*** Data entries ***

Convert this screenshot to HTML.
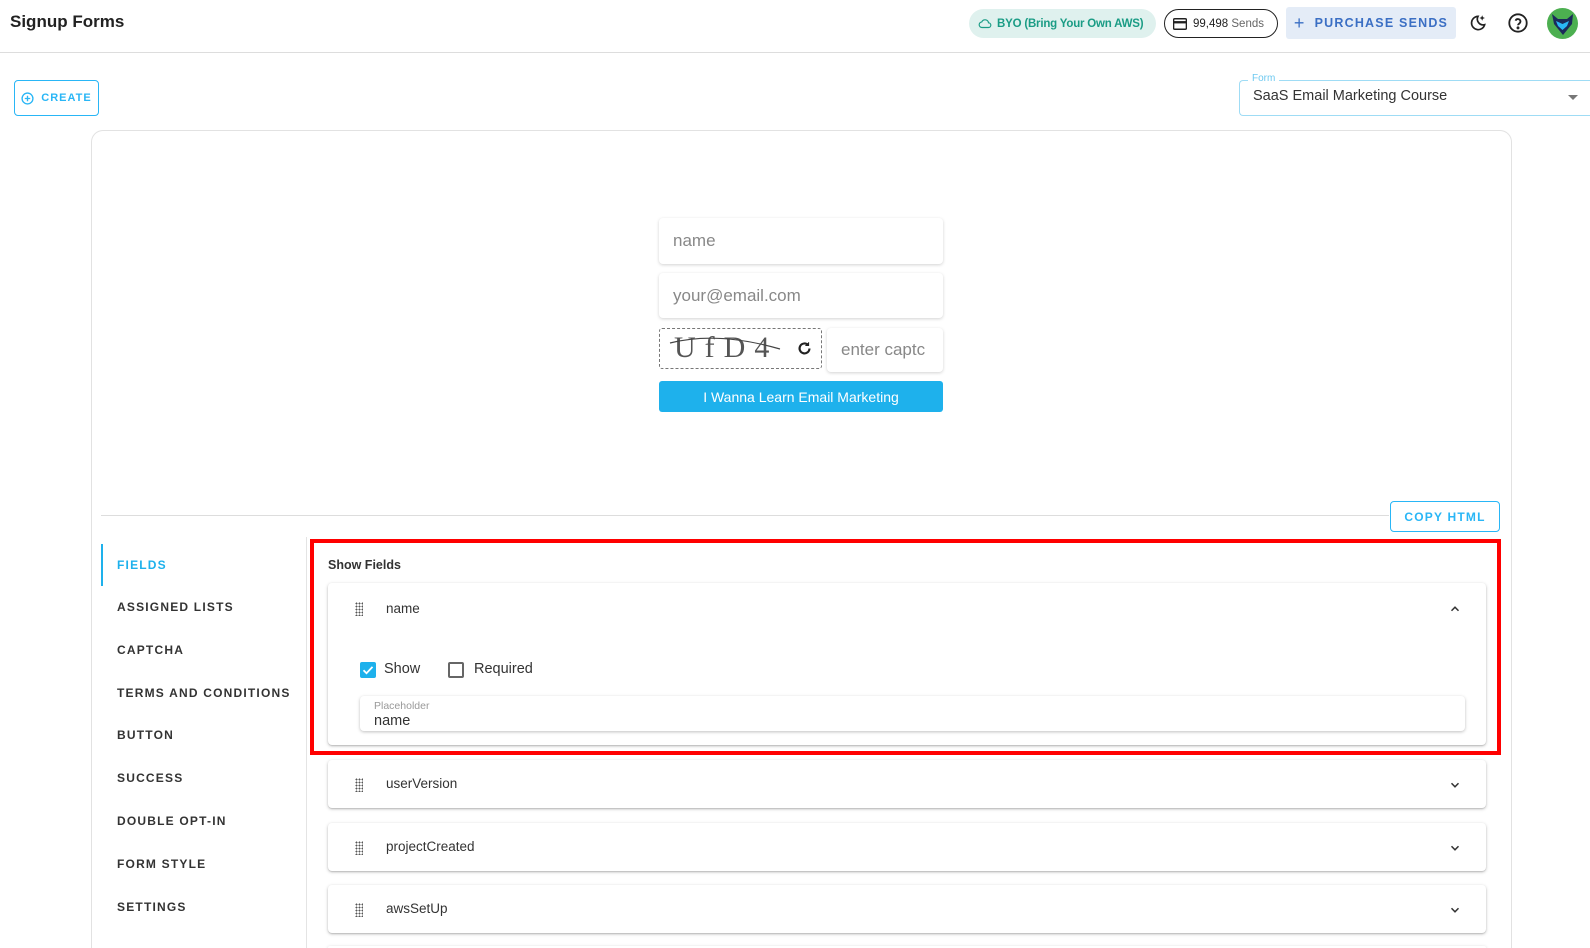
<!DOCTYPE html>
<html><head><meta charset="utf-8"><style>
*{box-sizing:border-box;margin:0;padding:0}
html,body{width:1590px;height:948px;overflow:hidden}
body{background:#fff;font-family:"Liberation Sans",Arial,sans-serif;color:#222;position:relative}
.a{position:absolute;white-space:nowrap}
.hdr{left:0;top:0;width:1590px;height:53px;border-bottom:1px solid #ddd}
.pill{display:flex;align-items:center;border-radius:15px;font-size:12px}
.nav{left:117px;font-size:12px;font-weight:bold;letter-spacing:1.2px;color:#333}
.card{left:328px;width:1158px;background:#fff;border-radius:4px;box-shadow:0 1px 3px rgba(0,0,0,.25),0 1px 1px rgba(0,0,0,.1)}
.drag{position:absolute;left:27px;width:8px;height:14px;background-image:radial-gradient(circle,#555 0.8px,transparent 1.1px);background-size:3px 3px}
.lbl{position:absolute;left:58px;font-size:13.5px;color:#333;white-space:nowrap}
.chev{position:absolute;left:1120px;width:14px;height:14px}
.inp{border-radius:4px;box-shadow:0 1px 3px rgba(0,0,0,.18);background:#fff;color:#888;font-size:17px;display:flex;align-items:center;padding-left:14px}
</style></head><body>
<div class="a hdr"></div>
<div class="a" style="left:10px;top:12px;font-size:17px;font-weight:bold;color:#222">Signup Forms</div>
<div class="a pill" style="left:969px;top:9px;width:187px;height:29px;background:#dff1ee;color:#1a9c85;padding-left:8px;font-weight:bold;font-size:11.5px;letter-spacing:-0.2px">
<svg width="16" height="14" viewBox="0 0 24 24" fill="none" stroke="#1a9c85" stroke-width="2"><path d="M7 18h11a4 4 0 0 0 0-8 6 6 0 0 0-11.5-1.5A4.5 4.5 0 0 0 7 18z"/></svg><span style="margin-left:4px">BYO (Bring Your Own AWS)</span></div>
<div class="a pill" style="left:1164px;top:9px;width:114px;height:29px;border:1.5px solid #222;padding-left:8px;color:#222;font-size:11.5px">
<svg width="14" height="12" viewBox="0 0 24 20"><rect x="1" y="1" width="22" height="18" rx="2" fill="none" stroke="#222" stroke-width="2.5"/><rect x="1" y="5" width="22" height="4" fill="#222"/></svg><span style="margin-left:6px">99,498 <span style="color:#666">Sends</span></span></div>
<div class="a" style="left:1286px;top:7px;width:170px;height:32px;background:#e4ecf7;border-radius:3px;color:#3b6fc4;font-size:12.5px;font-weight:bold;letter-spacing:1.2px;display:flex;align-items:center;justify-content:center"><span style="font-size:18px;font-weight:normal;margin-right:9px;line-height:1">+</span>PURCHASE SENDS</div>
<svg class="a" style="left:1468px;top:13px" width="20" height="20" viewBox="0 0 24 24" fill="none" stroke="#222" stroke-width="2"><path d="M12 4a8 8 0 1 0 8 10A7 7 0 0 1 12 4z"/><path d="M17 4l.6 1.4L19 6l-1.4.6L17 8l-.6-1.4L15 6l1.4-.6z" fill="#222" stroke-width="1"/></svg>
<svg class="a" style="left:1507px;top:12px" width="22" height="22" viewBox="0 0 24 24" fill="none" stroke="#222" stroke-width="2"><circle cx="12" cy="12" r="9.5"/><path d="M9.3 9.5a2.8 2.8 0 0 1 5.4 1c0 1.9-2.7 2.4-2.7 4"/><circle cx="12" cy="17.3" r=".6" fill="#222"/></svg>
<div class="a" style="left:1547px;top:8px;width:31px;height:31px;border-radius:50%;background:#4caf50;overflow:hidden"><svg width="31" height="31" viewBox="0 0 31 31"><path d="M5 6l6 5h9l6-5-1 10-9 11-9-11z" fill="#1b2a5a"/><path d="M9 13l6.5 3 6.5-3-2 5-4.5 4-4.5-4z" fill="#29b6f6"/></svg></div>

<div class="a" style="left:14px;top:80px;width:85px;height:36px;border:1px solid #29b6f6;border-radius:4px;color:#29b6f6;font-size:11px;font-weight:bold;letter-spacing:1px;display:flex;align-items:center;justify-content:center">
<svg width="13" height="13" viewBox="0 0 24 24" fill="none" stroke="#29b6f6" stroke-width="2.5" style="margin-right:7px"><circle cx="12" cy="12" r="10"/><path d="M12 7v10M7 12h10"/></svg>CREATE</div>
<div class="a" style="left:1239px;top:80px;width:351px;height:36px;border:1px solid #9fdcf5;border-right:none;border-radius:4px 0 0 4px"></div>
<div class="a" style="left:1248px;top:73px;background:#fff;padding:0 4px;font-size:10px;color:#6ec9f0">Form</div>
<div class="a" style="left:1253px;top:88px;font-size:14.5px;color:#333">SaaS Email Marketing Course</div>
<div class="a" style="left:1568px;top:95px;width:0;height:0;border-left:5px solid transparent;border-right:5px solid transparent;border-top:5px solid #777"></div>

<div class="a" style="left:91px;top:130px;width:1421px;height:818px;border:1px solid #e2e2e2;border-bottom:none;border-radius:12px 12px 0 0"></div>

<div class="a inp" style="left:659px;top:218px;width:284px;height:46px">name</div>
<div class="a inp" style="left:659px;top:273px;width:284px;height:45px">your@email.com</div>
<div class="a" style="left:659px;top:328px;width:163px;height:41px;border:1px dashed #777;border-radius:3px"></div>
<div class="a" style="left:674px;top:331px;font-family:'Liberation Serif',serif;font-size:30px;color:#555;letter-spacing:9px">UfD4</div>
<svg class="a" style="left:668px;top:333px" width="115" height="30"><path d="M2 10 Q50 -2 112 16" fill="none" stroke="#444" stroke-width="1.2"/></svg>
<svg class="a" style="left:796px;top:340px" width="17" height="17" viewBox="0 0 24 24" fill="none" stroke="#222" stroke-width="3"><path d="M19 12a7 7 0 1 1-2-5"/><path d="M18 3v5h-5" fill="#222" stroke-width="1"/></svg>
<div class="a inp" style="left:827px;top:328px;width:116px;height:44px">enter captc</div>
<div class="a" style="left:659px;top:381px;width:284px;height:31px;background:#1eb1ec;border-radius:3px;color:#fff;font-size:14px;display:flex;align-items:center;justify-content:center">I Wanna Learn Email Marketing</div>

<div class="a" style="left:101px;top:515px;width:1288px;height:1px;background:#ddd"></div>
<div class="a" style="left:1390px;top:501px;width:110px;height:31px;border:1px solid #29b6f6;border-radius:4px;color:#29b6f6;font-size:12px;font-weight:bold;letter-spacing:1.2px;display:flex;align-items:center;justify-content:center">COPY HTML</div>

<div class="a" style="left:101px;top:544px;width:2px;height:42px;background:#1eb1ec"></div>
<div class="a nav" style="top:558px;color:#1eb1ec">FIELDS</div>
<div class="a nav" style="top:600px">ASSIGNED LISTS</div>
<div class="a nav" style="top:643px">CAPTCHA</div>
<div class="a nav" style="top:686px">TERMS AND CONDITIONS</div>
<div class="a nav" style="top:728px">BUTTON</div>
<div class="a nav" style="top:771px">SUCCESS</div>
<div class="a nav" style="top:814px">DOUBLE OPT-IN</div>
<div class="a nav" style="top:857px">FORM STYLE</div>
<div class="a nav" style="top:900px">SETTINGS</div>
<div class="a" style="left:306px;top:537px;width:1px;height:411px;background:#e4e4e4"></div>

<div class="a" style="left:328px;top:558px;font-size:12.5px;font-weight:bold;color:#333">Show Fields</div>

<div class="a card" style="top:583px;height:162px">
<div class="drag" style="top:19px"></div><div class="lbl" style="top:18px">name</div>
<svg class="chev" style="top:19px" viewBox="0 0 24 24" fill="none" stroke="#333" stroke-width="2.6"><path d="M6 15l6-6 6 6"/></svg>
<div style="position:absolute;left:32px;top:79px;width:16px;height:16px;background:#1eb1ec;border-radius:2px"><svg width="16" height="16" viewBox="0 0 16 16"><path d="M3.5 8.2l3 3 6-6.3" fill="none" stroke="#fff" stroke-width="1.8"/></svg></div>
<div class="lbl" style="left:56px;top:78px;font-size:14.5px">Show</div>
<div style="position:absolute;left:120px;top:79px;width:16px;height:16px;border:2px solid #666;border-radius:2px"></div>
<div class="lbl" style="left:146px;top:78px;font-size:14.5px">Required</div>
<div style="position:absolute;left:32px;top:113px;width:1105px;height:35px;border-radius:4px;box-shadow:0 1px 3px rgba(0,0,0,.25)">
<div style="position:absolute;left:14px;top:4px;font-size:10.5px;color:#999">Placeholder</div>
<div style="position:absolute;left:14px;top:17px;font-size:14.5px;color:#333">name</div></div>
</div>

<div class="a card" style="top:760px;height:48px"><div class="drag" style="top:18px"></div><div class="lbl" style="top:16px">userVersion</div><svg class="chev" style="top:18px" viewBox="0 0 24 24" fill="none" stroke="#333" stroke-width="2.6"><path d="M6 9l6 6 6-6"/></svg></div>
<div class="a card" style="top:823px;height:48px"><div class="drag" style="top:18px"></div><div class="lbl" style="top:16px">projectCreated</div><svg class="chev" style="top:18px" viewBox="0 0 24 24" fill="none" stroke="#333" stroke-width="2.6"><path d="M6 9l6 6 6-6"/></svg></div>
<div class="a card" style="top:885px;height:48px"><div class="drag" style="top:18px"></div><div class="lbl" style="top:16px">awsSetUp</div><svg class="chev" style="top:18px" viewBox="0 0 24 24" fill="none" stroke="#333" stroke-width="2.6"><path d="M6 9l6 6 6-6"/></svg></div>
<div class="a card" style="top:946px;height:2px;border-radius:4px 4px 0 0"></div>

<div class="a" style="left:310px;top:539px;width:1191px;height:216px;border:4px solid #ff0000"></div>
</body></html>
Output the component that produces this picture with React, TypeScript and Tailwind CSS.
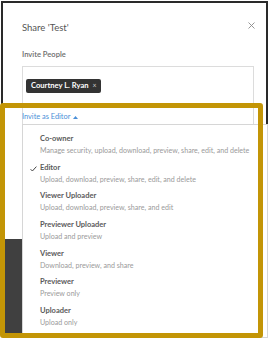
const roles = [
  { label: "Co-owner", text: "Manage security, upload, download, preview, share, edit, and delete" },
  { label: "Editor", text: "Upload, download, preview, share, edit, and delete", checked: true },
  { label: "Viewer Uploader", text: "Upload, download, preview, share, and edit" },
  { label: "Previewer Uploader", text: "Upload and preview" },
  { label: "Viewer", text: "Download, preview, and share" },
  { label: "Previewer", text: "Preview only" },
  { label: "Uploader", text: "Upload only" },
];

const App = () => {
  return (
    <div className="relative w-[271px] h-[340px] overflow-hidden bg-white font-['Lato',sans-serif]">
      {/* modal */}
      <div className="ml-px mt-px w-[267px] h-[336px] border-2 border-[#2a2a2a] flex flex-col">
        <div className="h-[236px] bg-white pl-[19px] pr-[10px] pt-[18px]">
          <div className="flex items-start justify-between">
            <p className="text-[9.5px] leading-[14px] text-[#555]">Share 'Test'</p>
            <svg className="mt-[1px] mr-[1px]" width="7" height="7" viewBox="0 0 7 7">
              <path d="M0.5 0.5 L6.5 6.5 M6.5 0.5 L0.5 6.5" stroke="#8a8a8a" strokeWidth="0.9" />
            </svg>
          </div>
          <p className="mt-[13px] text-[7.6px] leading-[12px] font-semibold text-[#6b6b6b]">Invite People</p>
          <div className="mt-[6px] w-[232px] h-[60px] border border-[#dcdcdc] p-[3px]">
            <span className="inline-flex items-center gap-[4px] h-[14px] pl-[5px] pr-[4px] rounded-[2px] bg-[#333] text-white text-[7.6px] font-bold">
              Courtney L. Ryan
              <span className="text-[7px] font-normal text-[#ccc]">×</span>
            </span>
          </div>
        </div>
        <div className="flex-1 bg-[#404040]" />
      </div>

      {/* "Invite as" link and role menu */}
      <div className="absolute left-[22px] top-[111px] flex items-center gap-[3px] text-[7.4px] leading-[12px] text-[#4a8fd8]">
        Invite as Editor
        <svg width="5" height="3" viewBox="0 0 5 3">
          <path d="M0 3 L2.5 0 L5 3 Z" fill="#4a8fd8" />
        </svg>
      </div>
      <div className="absolute left-[22px] top-[124px] w-[246px] h-[214px] bg-white border border-[#d6d6d6] pt-[8px]">
        {roles.map((r) => (
          <div key={r.label} className="relative h-[28.67px] pl-[17px]">
            {r.checked && (
              <svg className="absolute left-[7px] top-[4px]" width="7" height="6" viewBox="0 0 7 6">
                <path d="M0.6 3.2 L2.4 5 L6.4 0.6" fill="none" stroke="#444" strokeWidth="1" />
              </svg>
            )}
            <p className="text-[7.5px] leading-[12px] font-bold text-[#5a5a5a]">{r.label}</p>
            <p className="text-[7.1px] leading-[12px] text-[#9a9a9a] whitespace-nowrap">{r.text}</p>
          </div>
        ))}
      </div>

      {/* highlight frame */}
      <div className="absolute left-0 top-[103px] w-[263px] h-[235px] border-[5px] border-[#c39506] rounded-[3px] pointer-events-none" />
    </div>
  );
};

export default App;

***

Your answer should be a single number: the count of lines in the data that include the word "this".

2